The turkeys are outdoing themselves laying right now. We're getting 2 dozen turkey eggs a day and loading up the incubators. The first sets of turkeys are hatching now, and we'll have a new batch every week out of the incubators. Some of the eggs are hatching a day or two early; the turkeys sat on them and partially incubated them before they were collected, throwing off the hatching date.
Turkey eggs take 28 days to hatch; I'll put them in, in batches so that the management of the hatches is easier. It's about as much work to move 100 turkey poults around than it is to move 10, so why not hold all the eggs for a few days until you've got a hundred or two, and then set them all at once.
2 weeks ago
5 comments:
bruce,
how do you store your eggs for hatching? in a regular fridge? We're looking into hatching next year.

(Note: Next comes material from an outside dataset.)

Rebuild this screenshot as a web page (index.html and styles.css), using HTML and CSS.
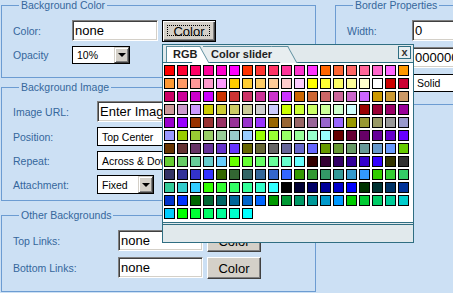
FILE: index.html
```html
<!DOCTYPE html>
<html lang="en">

<head>
    <meta charset="UTF-8">
    <meta name="viewport" content="width=device-width, initial-scale=1.0">
    <title>Background Settings</title>
    <link rel="stylesheet" href="styles.css">
</head>

<body>
    <div class="page">
        <div class="column left">
            <fieldset class="group group-color">
                <legend>Background Color</legend>
                <div class="rows">
                    <label>Color:</label>
                    <div class="field">
                        <input type="text" class="text color-input" value="none">
                        <button class="btn focused">Color</button>
                    </div>
                    <label>Opacity</label>
                    <div class="field">
                        <div class="select opacity"><span>10%</span><span class="arrow"></span></div>
                    </div>
                </div>
            </fieldset>

            <fieldset class="group group-image">
                <legend>Background Image</legend>
                <div class="rows">
                    <label>Image URL:</label>
                    <div class="field">
                        <input type="text" class="text wide-input" value="Enter Image URL">
                    </div>
                    <label>Position:</label>
                    <div class="field">
                        <div class="select wide"><span>Top Center</span><span class="arrow"></span></div>
                    </div>
                    <label>Repeat:</label>
                    <div class="field">
                        <div class="select wide"><span>Across &amp; Down</span><span class="arrow"></span></div>
                    </div>
                    <label>Attachment:</label>
                    <div class="field">
                        <div class="select attachment"><span>Fixed</span><span class="arrow"></span></div>
                    </div>
                </div>
            </fieldset>

            <fieldset class="group group-other">
                <legend>Other Backgrounds</legend>
                <div class="rows">
                    <label>Top Links:</label>
                    <div class="field">
                        <input type="text" class="text link-input" value="none">
                        <button class="btn">Color</button>
                    </div>
                    <label>Bottom Links:</label>
                    <div class="field">
                        <input type="text" class="text link-input" value="none">
                        <button class="btn">Color</button>
                    </div>
                </div>
            </fieldset>
        </div>

        <div class="column right">
            <fieldset class="group group-border">
                <legend>Border Properties</legend>
                <div class="rows">
                    <label>Width:</label>
                    <div class="field"><input type="text" class="text border-input" value="0"></div>
                    <label>Color:</label>
                    <div class="field"><input type="text" class="text border-input" value="000000"></div>
                    <label>Style:</label>
                    <div class="field">
                        <div class="select border-style"><span>Solid</span><span class="arrow"></span></div>
                    </div>
                </div>
            </fieldset>
        </div>
    </div>

    <div class="picker">
        <div class="picker-head">
            <div class="tabs">
                <div class="tab active">RGB</div>
                <div class="tab">Color slider</div>
            </div>
            <div class="close">x</div>
        </div>
        <div class="swatches" id="swatches"></div>
        <div class="picker-status"></div>
    </div>

    <script>
        // web safe palette, red descending, green and blue ascending
        const swatches = document.getElementById('swatches');
        const reds = ['ff', 'cc', '99', '66', '33', '00'];
        const steps = ['00', '33', '66', '99', 'cc', 'ff'];

        reds.forEach(function (red) {
            steps.forEach(function (green) {
                steps.forEach(function (blue) {
                    const cell = document.createElement('div');
                    cell.className = 'swatch';
                    cell.style.backgroundColor = '#' + red + green + blue;
                    swatches.appendChild(cell);
                });
            });
        });
    </script>
</body>

</html>
```

FILE: styles.css
```css
* {
    box-sizing: border-box;
}

body {
    margin: 0;
    background-color: #cce0f4;
    font-family: "Liberation Sans", Arial, sans-serif;
    font-size: 10.5px;
    color: #35679c;
    overflow: hidden;
}

.page {
    display: flex;
    align-items: flex-start;
}

.column.left {
    width: 315px;
    margin-left: 1px;
    flex-shrink: 0;
}

/* the border box runs on past the window edge, so clip it there */
.column.right {
    width: 118px;
    margin-left: 19px;
    flex-shrink: 0;
    overflow: hidden;
}

/* fieldsets */

.group {
    margin: 0;
    padding: 9px 0 12px 11px;
    border: 1px solid #6c9cd2;
    min-width: 0;
}

.group legend {
    margin-left: 6px;
    padding: 0 2px;
    font-size: 10.5px;
    line-height: 11px;
    color: #35679c;
}

.group-color {
    padding-bottom: 13px;
}

.group-image {
    margin-top: 4px;
    padding-top: 8px;
    padding-bottom: 6px;
}

.group-other {
    margin-top: 9px;
}

.group-border {
    width: 160px;
    padding-bottom: 12px;
}

.rows {
    display: grid;
    align-items: center;
    row-gap: 4px;
}

.group-color .rows {
    grid-template-columns: 59px auto;
}

.group-image .rows {
    grid-template-columns: 84px auto;
    row-gap: 5px;
}

.group-other .rows {
    grid-template-columns: 105px auto;
    row-gap: 5px;
}

.group-border .rows {
    grid-template-columns: 65px auto;
    row-gap: 6px;
}

label {
    white-space: nowrap;
}

.field {
    display: flex;
    align-items: flex-start;
}

/* inputs */

.text {
    height: 21px;
    margin: 0;
    padding: 0 2px;
    font-family: "Liberation Sans", Arial, sans-serif;
    font-size: 13px;
    color: #000;
    background-color: #fff;
    border: 1px solid;
    border-color: #808080 #fff #fff #808080;
    box-shadow: inset 1px 1px 0 #404040, inset -1px -1px 0 #d4d0c8;
    outline: none;
}

.color-input {
    width: 86px;
    margin-right: 4px;
}

.wide-input {
    width: 160px;
}

.link-input {
    width: 85px;
    margin-right: 4px;
}

.border-input {
    width: 70px;
}

.btn {
    position: relative;
    width: 54px;
    height: 22px;
    padding: 0;
    font-family: "Liberation Sans", Arial, sans-serif;
    font-size: 13px;
    color: #000;
    background-color: #d4d0c8;
    border: 1px solid;
    border-color: #fff #404040 #404040 #fff;
    box-shadow: inset -1px -1px 0 #808080;
}

.btn.focused {
    border-color: #000;
    box-shadow: inset 1px 1px 0 #fff, inset -1px -1px 0 #404040, inset -2px -2px 0 #808080;
}

.btn.focused::after {
    content: "";
    position: absolute;
    top: 4px;
    left: 4px;
    right: 5px;
    bottom: 5px;
    border: 1px dotted #000;
}

/* fake select boxes */

.select {
    display: flex;
    align-items: center;
    height: 18px;
    padding-left: 4px;
    background-color: #fff;
    border: 1px solid #000;
    color: #000;
    font-size: 10.5px;
    white-space: nowrap;
    overflow: hidden;
}

.select .arrow {
    flex-shrink: 0;
    display: flex;
    align-items: center;
    justify-content: center;
    width: 15px;
    height: 100%;
    margin-left: auto;
    background-color: #d4d0c8;
    border: 1px solid;
    border-color: #d4d0c8 #404040 #404040 #d4d0c8;
    box-shadow: inset 1px 1px 0 #fff, inset -1px -1px 0 #808080;
}

.select .arrow::before {
    content: "";
    border-top: 4px solid #000;
    border-left: 4px solid transparent;
    border-right: 4px solid transparent;
}

.opacity {
    width: 58px;
}

.wide {
    width: 160px;
    height: 19px;
}

.attachment {
    width: 57px;
    height: 19px;
}

.border-style {
    width: 70px;
}

/* colour picker popup */

.picker {
    position: absolute;
    left: 162px;
    top: 44px;
    width: 252px;
    height: 199px;
    background-color: #e1e9ec;
    border: 1px solid #2f6e82;
}

.picker-head {
    display: flex;
    align-items: flex-start;
    height: 18px;
    padding-top: 1px;
    border-bottom: 1px solid #2f6e82;
}

.tabs {
    display: flex;
    margin-left: 3px;
}

.tab {
    position: relative;
    z-index: 1;
    width: 85px;
    height: 16px;
    margin-left: 3px;
    padding-left: 8px;
    line-height: 15px;
    font-size: 11px;
    font-weight: bold;
    color: #1e1e1e;
    background-color: #e8eef0;
    border-top: 1px solid #5b8d9d;
}

.tab::after {
    content: "";
    position: absolute;
    z-index: -1;
    top: -1px;
    right: 0;
    width: 16px;
    height: 16px;
    background-color: inherit;
    border-top: 1px solid #5b8d9d;
    border-right: 1px solid #5b8d9d;
    transform: skewX(29deg);
    transform-origin: top left;
}

.tab.active {
    z-index: 2;
    width: 34px;
    margin-left: 0;
    padding-left: 6px;
    background-color: #fff;
    border-left: 1px solid #5b8d9d;
}

.close {
    width: 13px;
    height: 13px;
    margin-left: auto;
    margin-right: 2px;
    line-height: 10px;
    text-align: center;
    font-size: 11px;
    font-weight: bold;
    color: #333;
    background-color: #e8eef0;
    border: 1px solid #2f6e82;
}

.swatches {
    display: grid;
    grid-template-columns: repeat(19, 11px);
    grid-auto-rows: 11px;
    gap: 2px;
    padding: 2px 0 3px 1px;
    background-color: #fff;
    border-bottom: 1px solid #2f6e82;
}

.swatch {
    border: 1px solid #000;
}

.picker-status {
    margin-top: 1px;
    height: 18px;
    border-top: 1px solid #2f6e82;
}
```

I keep the eggs at cool room temperature; 60-65 degrees. You'll get the best hatch rates if you set them as they're laid, but they'll keep a week or 10 days pretty well; 90% hatch rate for a 7 day wait, 85% for a 10 day, etc.
Thanks Bruce
Do you sell day old turkeys?
Not this year; I've been struggling with producing enough turkey poults to meet the demand for thanksgiving turkeys, so I'm reserving the hatch this year to make sure that I have enough to sell as finished birds.